▶ Data section:
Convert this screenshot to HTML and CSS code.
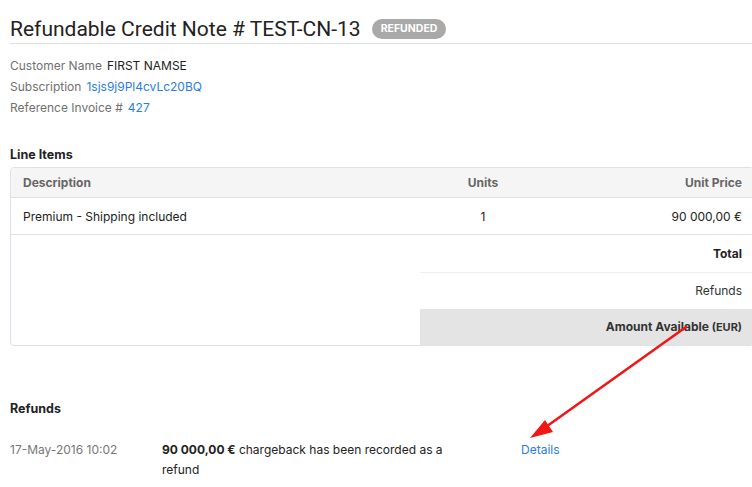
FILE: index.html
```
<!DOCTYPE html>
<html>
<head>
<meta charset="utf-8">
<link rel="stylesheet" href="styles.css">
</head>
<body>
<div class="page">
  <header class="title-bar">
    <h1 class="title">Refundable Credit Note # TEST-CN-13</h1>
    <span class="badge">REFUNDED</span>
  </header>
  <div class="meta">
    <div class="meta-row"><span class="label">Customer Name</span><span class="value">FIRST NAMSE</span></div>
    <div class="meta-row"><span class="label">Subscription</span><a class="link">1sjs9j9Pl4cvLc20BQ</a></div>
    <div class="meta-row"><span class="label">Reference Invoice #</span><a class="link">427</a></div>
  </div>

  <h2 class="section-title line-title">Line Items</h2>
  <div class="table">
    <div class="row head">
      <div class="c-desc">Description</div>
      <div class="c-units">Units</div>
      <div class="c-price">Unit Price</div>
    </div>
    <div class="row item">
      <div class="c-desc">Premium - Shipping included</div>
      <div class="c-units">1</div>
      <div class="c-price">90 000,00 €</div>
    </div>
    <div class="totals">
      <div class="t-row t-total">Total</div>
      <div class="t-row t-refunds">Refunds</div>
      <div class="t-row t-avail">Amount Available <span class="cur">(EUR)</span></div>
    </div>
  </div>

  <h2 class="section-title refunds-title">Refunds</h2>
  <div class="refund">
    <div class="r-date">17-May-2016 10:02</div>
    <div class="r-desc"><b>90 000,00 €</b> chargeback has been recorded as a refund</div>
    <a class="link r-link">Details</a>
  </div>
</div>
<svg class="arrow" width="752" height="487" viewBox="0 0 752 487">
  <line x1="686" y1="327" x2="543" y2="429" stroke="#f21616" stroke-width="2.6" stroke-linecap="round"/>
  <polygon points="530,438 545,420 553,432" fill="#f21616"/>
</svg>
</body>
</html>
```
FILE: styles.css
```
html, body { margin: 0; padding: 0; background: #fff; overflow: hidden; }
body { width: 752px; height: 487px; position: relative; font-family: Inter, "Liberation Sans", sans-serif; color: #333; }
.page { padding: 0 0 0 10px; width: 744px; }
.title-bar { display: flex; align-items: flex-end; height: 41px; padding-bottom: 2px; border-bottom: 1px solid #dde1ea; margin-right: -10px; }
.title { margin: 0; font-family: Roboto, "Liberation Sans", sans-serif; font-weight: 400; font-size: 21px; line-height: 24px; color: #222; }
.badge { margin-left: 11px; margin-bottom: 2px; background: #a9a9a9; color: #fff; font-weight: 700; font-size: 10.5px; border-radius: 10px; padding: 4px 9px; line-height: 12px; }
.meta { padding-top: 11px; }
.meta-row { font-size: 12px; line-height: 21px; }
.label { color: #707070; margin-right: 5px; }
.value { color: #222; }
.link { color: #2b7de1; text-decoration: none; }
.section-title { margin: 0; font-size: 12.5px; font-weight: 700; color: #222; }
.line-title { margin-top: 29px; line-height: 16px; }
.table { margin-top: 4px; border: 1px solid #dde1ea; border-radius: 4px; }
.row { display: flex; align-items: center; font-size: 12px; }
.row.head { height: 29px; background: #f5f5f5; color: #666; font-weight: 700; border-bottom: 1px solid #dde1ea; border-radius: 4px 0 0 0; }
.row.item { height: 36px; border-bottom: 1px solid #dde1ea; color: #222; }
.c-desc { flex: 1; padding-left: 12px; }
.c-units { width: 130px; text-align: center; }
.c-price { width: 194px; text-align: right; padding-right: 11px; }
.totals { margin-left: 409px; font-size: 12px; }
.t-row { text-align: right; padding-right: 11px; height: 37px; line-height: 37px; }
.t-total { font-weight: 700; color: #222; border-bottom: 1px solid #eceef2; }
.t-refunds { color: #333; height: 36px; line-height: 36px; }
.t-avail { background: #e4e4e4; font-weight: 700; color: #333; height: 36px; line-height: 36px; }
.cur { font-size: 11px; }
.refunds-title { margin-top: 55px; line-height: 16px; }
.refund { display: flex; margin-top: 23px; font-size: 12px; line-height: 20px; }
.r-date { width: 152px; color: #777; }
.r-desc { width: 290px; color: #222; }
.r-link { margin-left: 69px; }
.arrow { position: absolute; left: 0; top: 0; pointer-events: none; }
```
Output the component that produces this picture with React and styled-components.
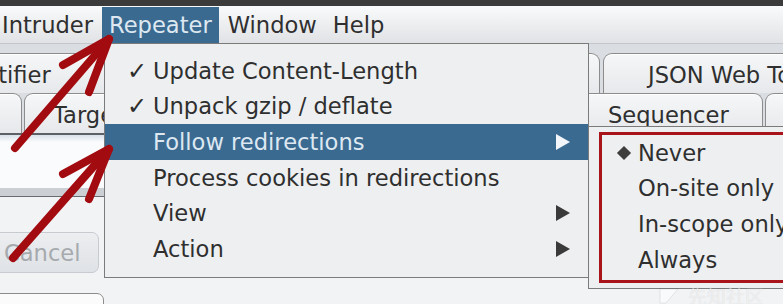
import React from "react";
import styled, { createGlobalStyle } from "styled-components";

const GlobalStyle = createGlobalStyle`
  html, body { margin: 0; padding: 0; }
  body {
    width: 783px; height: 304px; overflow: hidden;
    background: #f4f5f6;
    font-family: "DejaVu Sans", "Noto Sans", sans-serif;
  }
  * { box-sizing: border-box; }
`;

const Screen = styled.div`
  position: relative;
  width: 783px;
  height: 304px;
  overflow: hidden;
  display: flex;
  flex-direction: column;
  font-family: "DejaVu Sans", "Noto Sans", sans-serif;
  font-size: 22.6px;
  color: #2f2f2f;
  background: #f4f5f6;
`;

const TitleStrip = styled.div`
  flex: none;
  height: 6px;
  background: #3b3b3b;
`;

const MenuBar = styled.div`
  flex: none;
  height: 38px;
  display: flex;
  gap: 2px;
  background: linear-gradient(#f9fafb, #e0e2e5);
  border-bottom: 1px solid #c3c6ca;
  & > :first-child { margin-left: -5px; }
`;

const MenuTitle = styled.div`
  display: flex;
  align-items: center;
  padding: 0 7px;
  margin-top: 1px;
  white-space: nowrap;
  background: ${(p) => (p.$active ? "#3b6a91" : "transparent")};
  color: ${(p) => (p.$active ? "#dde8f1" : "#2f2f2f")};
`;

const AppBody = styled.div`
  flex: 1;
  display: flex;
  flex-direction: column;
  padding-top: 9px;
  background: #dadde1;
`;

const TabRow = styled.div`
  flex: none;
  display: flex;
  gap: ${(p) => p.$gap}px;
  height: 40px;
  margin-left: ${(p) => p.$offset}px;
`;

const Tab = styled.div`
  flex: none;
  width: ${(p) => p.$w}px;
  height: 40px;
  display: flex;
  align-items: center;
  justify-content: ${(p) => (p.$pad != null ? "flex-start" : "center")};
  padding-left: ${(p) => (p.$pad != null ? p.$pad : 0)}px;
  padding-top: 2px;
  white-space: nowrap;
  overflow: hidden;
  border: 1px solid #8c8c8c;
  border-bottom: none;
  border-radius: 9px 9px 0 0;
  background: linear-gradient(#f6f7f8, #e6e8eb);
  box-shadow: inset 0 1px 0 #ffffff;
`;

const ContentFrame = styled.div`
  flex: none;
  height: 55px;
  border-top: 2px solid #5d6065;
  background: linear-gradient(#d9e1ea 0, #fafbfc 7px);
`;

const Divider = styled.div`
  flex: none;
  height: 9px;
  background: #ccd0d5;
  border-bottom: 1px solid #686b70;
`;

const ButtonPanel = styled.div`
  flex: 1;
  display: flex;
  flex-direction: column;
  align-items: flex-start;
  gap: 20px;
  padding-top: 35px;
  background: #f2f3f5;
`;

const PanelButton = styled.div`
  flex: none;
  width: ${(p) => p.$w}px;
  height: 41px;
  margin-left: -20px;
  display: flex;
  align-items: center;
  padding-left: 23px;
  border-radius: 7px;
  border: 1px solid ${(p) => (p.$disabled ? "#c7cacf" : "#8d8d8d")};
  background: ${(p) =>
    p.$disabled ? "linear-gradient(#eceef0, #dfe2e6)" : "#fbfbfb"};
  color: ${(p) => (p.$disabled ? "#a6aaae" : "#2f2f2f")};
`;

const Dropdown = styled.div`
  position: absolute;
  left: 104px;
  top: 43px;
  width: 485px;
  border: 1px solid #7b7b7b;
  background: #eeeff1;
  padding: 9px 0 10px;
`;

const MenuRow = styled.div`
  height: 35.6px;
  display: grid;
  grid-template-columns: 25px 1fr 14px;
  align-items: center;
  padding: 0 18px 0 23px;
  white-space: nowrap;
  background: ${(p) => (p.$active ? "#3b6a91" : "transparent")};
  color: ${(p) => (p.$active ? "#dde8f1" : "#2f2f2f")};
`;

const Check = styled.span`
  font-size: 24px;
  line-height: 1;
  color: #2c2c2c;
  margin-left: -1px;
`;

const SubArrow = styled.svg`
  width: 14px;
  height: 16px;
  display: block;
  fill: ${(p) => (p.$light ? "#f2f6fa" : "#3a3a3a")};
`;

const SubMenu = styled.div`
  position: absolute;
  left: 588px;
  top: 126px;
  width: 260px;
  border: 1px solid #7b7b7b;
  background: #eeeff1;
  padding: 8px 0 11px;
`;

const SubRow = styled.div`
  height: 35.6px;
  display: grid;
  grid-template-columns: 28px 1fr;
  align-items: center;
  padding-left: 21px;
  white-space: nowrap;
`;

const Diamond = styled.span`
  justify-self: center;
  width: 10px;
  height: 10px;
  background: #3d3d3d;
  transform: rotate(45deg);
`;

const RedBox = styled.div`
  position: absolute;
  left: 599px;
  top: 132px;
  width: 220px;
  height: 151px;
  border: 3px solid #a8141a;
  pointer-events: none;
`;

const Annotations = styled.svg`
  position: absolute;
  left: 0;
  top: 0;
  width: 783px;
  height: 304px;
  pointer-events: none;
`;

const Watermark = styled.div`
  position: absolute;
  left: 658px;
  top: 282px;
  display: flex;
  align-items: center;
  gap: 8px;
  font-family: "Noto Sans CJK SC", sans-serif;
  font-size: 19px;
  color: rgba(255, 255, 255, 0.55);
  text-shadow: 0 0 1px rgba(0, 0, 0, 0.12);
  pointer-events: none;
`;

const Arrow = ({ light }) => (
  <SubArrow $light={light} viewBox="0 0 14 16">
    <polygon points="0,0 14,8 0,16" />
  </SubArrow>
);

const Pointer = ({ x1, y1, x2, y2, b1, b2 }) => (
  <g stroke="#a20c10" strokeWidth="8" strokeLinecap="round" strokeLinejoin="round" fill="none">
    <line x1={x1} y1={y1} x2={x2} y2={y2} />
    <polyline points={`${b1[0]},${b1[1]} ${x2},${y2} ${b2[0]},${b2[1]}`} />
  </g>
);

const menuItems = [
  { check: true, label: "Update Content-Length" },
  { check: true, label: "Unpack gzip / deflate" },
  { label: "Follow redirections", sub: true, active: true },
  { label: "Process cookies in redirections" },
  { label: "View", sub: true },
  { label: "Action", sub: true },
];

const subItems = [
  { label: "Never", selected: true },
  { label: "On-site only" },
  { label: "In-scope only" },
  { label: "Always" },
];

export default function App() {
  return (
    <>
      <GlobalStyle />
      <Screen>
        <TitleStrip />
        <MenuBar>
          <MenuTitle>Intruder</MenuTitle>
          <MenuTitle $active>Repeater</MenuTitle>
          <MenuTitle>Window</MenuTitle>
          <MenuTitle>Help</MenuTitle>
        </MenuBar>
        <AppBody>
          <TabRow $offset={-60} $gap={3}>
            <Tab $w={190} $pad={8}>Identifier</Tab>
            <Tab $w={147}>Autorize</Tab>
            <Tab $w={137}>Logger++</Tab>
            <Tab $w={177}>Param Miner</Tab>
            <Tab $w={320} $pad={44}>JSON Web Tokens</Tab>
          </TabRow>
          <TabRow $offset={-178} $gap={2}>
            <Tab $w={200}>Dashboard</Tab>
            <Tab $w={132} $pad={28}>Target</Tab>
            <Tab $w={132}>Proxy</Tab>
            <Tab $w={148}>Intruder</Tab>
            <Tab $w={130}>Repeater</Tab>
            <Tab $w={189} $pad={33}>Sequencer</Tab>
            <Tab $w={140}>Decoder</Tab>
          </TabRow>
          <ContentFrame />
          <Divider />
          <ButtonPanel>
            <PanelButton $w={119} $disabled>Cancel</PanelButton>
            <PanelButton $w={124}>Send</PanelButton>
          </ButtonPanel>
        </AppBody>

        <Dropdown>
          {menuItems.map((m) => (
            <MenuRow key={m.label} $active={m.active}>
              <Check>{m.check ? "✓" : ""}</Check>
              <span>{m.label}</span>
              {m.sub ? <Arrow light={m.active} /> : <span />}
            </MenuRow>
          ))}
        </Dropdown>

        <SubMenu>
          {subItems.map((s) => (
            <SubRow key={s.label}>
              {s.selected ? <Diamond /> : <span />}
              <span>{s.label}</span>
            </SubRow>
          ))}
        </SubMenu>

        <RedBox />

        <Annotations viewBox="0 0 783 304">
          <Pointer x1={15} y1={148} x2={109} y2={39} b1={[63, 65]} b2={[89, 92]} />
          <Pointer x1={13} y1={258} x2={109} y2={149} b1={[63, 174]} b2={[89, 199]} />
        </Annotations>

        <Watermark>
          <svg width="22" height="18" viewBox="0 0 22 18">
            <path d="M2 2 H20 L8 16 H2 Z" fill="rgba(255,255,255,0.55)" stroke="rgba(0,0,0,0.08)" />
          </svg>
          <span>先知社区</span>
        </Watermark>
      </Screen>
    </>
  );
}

▶ Set task: Go through the records and copy each line with "components" in it.

▶ Solution to the exercise:
Output the component that produces this picture with React and styled-components.
import styled, { createGlobalStyle } from "styled-components";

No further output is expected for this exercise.